RN | ET Student
“Women are supposed to be very calm generally: but women feel just as men feel; they need exercise for their faculties, and a field for their efforts, as much as their brothers do; they suffer from too rigid a restraint, to absolute a stagnation, precisely as men would suffer; and it is narrow-minded in their more privileged fellow-creatures to say that they ought to confine themselves to making puddings and knitting stockings, to playing on the piano and embroidering bags. It is thoughtless to condemn them, or laugh at them, if they seek to do more or learn more than custom has pronounced necessary for their sex.”
-Charlotte Brontë, Jane Eyre
In a dim basement of Haworth, England, I sat in awed silence as I listened to a dismal narrative of the tragic events and circumstances that comprised the lives of the Brontës, who had lived and written in the parsonage above us.

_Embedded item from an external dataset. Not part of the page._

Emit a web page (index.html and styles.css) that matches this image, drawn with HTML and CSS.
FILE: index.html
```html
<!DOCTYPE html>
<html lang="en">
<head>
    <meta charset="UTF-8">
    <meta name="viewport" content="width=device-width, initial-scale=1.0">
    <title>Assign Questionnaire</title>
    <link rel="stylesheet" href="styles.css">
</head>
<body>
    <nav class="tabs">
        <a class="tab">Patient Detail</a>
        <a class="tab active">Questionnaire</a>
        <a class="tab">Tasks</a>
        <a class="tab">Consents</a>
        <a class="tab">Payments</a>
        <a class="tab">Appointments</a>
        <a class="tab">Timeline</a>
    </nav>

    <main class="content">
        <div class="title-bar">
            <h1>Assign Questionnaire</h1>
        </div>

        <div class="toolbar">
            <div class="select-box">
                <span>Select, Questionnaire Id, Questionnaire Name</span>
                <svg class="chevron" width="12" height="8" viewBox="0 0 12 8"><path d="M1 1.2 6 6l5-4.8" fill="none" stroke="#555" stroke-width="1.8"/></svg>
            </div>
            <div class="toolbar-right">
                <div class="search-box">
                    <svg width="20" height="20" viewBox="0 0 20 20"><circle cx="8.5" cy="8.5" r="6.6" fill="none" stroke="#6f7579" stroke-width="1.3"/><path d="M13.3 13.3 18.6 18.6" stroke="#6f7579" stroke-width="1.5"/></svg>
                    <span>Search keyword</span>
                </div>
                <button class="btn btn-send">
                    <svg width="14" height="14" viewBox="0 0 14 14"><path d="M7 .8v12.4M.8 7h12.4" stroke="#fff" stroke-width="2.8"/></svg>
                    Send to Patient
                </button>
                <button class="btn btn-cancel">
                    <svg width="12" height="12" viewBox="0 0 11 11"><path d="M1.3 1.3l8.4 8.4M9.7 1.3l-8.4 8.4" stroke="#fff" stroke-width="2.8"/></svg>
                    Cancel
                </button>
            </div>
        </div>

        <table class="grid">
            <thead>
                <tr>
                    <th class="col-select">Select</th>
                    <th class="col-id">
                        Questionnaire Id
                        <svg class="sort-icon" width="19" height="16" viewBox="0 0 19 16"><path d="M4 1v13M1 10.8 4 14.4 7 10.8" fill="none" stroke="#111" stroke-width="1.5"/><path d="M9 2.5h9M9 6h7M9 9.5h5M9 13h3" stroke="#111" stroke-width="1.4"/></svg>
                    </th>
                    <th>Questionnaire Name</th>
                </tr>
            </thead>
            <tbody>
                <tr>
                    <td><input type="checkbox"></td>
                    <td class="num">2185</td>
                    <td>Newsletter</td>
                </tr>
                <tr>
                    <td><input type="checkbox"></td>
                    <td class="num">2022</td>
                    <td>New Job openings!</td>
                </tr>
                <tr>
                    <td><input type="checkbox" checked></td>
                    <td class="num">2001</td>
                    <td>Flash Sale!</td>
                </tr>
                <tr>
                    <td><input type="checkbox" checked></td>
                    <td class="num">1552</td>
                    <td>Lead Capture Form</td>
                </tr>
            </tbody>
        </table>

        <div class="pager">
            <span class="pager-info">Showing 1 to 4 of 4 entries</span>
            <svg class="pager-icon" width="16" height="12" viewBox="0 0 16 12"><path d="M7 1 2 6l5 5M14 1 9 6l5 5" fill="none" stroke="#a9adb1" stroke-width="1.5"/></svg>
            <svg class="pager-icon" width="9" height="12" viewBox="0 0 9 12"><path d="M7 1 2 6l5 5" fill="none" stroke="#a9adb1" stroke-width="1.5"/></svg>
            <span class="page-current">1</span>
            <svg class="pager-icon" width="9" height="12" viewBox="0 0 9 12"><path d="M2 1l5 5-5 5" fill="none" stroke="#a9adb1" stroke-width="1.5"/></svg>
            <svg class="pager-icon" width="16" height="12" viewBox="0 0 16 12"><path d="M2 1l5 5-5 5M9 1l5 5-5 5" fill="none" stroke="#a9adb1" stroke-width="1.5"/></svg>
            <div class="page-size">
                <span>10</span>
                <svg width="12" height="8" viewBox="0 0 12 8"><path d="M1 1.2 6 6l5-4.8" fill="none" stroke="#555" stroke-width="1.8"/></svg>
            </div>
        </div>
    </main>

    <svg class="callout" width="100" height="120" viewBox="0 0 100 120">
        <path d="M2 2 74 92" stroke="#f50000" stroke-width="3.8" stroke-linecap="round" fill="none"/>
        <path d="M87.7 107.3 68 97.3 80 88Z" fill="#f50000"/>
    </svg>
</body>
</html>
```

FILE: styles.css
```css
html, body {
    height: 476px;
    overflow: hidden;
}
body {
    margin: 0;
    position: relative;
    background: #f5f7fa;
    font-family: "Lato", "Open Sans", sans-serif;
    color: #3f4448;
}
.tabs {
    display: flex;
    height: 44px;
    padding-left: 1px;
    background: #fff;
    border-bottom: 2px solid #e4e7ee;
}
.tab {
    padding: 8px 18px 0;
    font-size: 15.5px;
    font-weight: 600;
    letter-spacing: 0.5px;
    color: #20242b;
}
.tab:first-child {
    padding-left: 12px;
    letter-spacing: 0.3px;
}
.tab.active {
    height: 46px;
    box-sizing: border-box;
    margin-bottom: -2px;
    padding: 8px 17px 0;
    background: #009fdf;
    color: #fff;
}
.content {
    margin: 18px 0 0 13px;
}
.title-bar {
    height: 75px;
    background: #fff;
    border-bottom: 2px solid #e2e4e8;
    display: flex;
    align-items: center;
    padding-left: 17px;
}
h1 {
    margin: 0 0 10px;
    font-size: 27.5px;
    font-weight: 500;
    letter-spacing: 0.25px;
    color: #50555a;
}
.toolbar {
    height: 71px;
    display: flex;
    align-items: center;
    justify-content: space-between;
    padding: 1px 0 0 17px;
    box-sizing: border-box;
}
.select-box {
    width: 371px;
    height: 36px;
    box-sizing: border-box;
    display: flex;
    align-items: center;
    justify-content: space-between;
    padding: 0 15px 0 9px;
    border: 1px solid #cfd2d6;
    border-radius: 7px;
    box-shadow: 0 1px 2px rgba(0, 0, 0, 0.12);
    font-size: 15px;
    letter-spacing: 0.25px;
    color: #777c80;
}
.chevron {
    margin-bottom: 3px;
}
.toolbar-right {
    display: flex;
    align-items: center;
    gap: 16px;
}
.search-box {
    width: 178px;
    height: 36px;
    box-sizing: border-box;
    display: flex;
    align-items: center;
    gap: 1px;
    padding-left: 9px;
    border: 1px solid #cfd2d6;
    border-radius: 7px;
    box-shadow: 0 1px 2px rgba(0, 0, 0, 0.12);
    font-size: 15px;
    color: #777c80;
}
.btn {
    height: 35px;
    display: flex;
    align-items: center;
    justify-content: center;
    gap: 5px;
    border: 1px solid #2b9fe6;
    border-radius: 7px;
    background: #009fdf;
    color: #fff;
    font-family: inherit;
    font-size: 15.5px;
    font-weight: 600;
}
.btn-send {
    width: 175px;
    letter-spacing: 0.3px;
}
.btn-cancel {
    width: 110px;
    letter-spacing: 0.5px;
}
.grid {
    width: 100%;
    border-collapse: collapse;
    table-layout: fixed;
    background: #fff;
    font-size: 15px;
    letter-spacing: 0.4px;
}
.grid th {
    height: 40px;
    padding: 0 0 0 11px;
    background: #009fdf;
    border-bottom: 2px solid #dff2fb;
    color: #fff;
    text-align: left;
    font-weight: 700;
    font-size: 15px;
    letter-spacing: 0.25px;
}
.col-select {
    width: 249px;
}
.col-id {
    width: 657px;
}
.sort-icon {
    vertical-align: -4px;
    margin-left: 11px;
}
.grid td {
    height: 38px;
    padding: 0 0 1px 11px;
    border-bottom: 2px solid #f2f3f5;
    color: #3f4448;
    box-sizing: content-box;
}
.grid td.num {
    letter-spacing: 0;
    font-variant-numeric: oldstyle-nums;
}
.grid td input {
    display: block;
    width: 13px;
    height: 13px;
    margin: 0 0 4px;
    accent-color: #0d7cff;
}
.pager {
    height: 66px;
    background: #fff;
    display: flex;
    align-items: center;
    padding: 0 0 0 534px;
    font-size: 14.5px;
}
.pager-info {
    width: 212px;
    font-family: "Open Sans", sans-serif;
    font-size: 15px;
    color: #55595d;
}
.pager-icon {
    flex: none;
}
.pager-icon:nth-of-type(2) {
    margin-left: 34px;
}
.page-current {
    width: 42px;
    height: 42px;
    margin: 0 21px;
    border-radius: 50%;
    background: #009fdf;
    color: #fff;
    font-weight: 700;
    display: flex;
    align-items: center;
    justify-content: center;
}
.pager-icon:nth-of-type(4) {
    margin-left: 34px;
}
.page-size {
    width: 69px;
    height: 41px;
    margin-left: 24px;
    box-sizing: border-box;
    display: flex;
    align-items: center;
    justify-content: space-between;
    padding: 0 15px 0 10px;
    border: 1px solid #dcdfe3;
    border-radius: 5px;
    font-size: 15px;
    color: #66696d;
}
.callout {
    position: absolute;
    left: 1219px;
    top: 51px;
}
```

Constantly surrounded by the bleak realities of death and disease, it is nothing short of a miracle that the spark of imagination was not completely extinguished in the Brontë family. But it was not.
Charlotte Brontë’s father, Patrick Brontë, was dedicated to teaching his daughters as much as he possibly could, and he never distinguished between his male and female children in the way he administered this education. They grew up reading and writing stories, and they were encouraged in their curiosity about the world around them. From early ages, all three of the Brontë sisters were extremely intelligent and had an extraordinary gift for writing.
Despite this natural curiosity and talent, however, Charlotte Brontë lived in a world that sought to stifle her pursuit of knowledge and excellency in literature. Burdened by tragedy, she persisted in writing, but her efforts were still rejected by those who couldn’t see past her feminine exterior.
Upon reading Charlotte Brontë’s Jane Eyre in my spare time a few years ago, I had the distinct impression that the words must have proceeded from a fierce and resilient soul. Brontë’s work is charged with defiant, independent energy, and her heroine dares the world to question her self-sufficiency. Now, as I stand in the room where the fruits of her imagination came to life, I realize how deeply I admire this woman: Charlotte Brontë, possessor of a prolific spirit that refused to be suppressed by doubt or dire circumstance.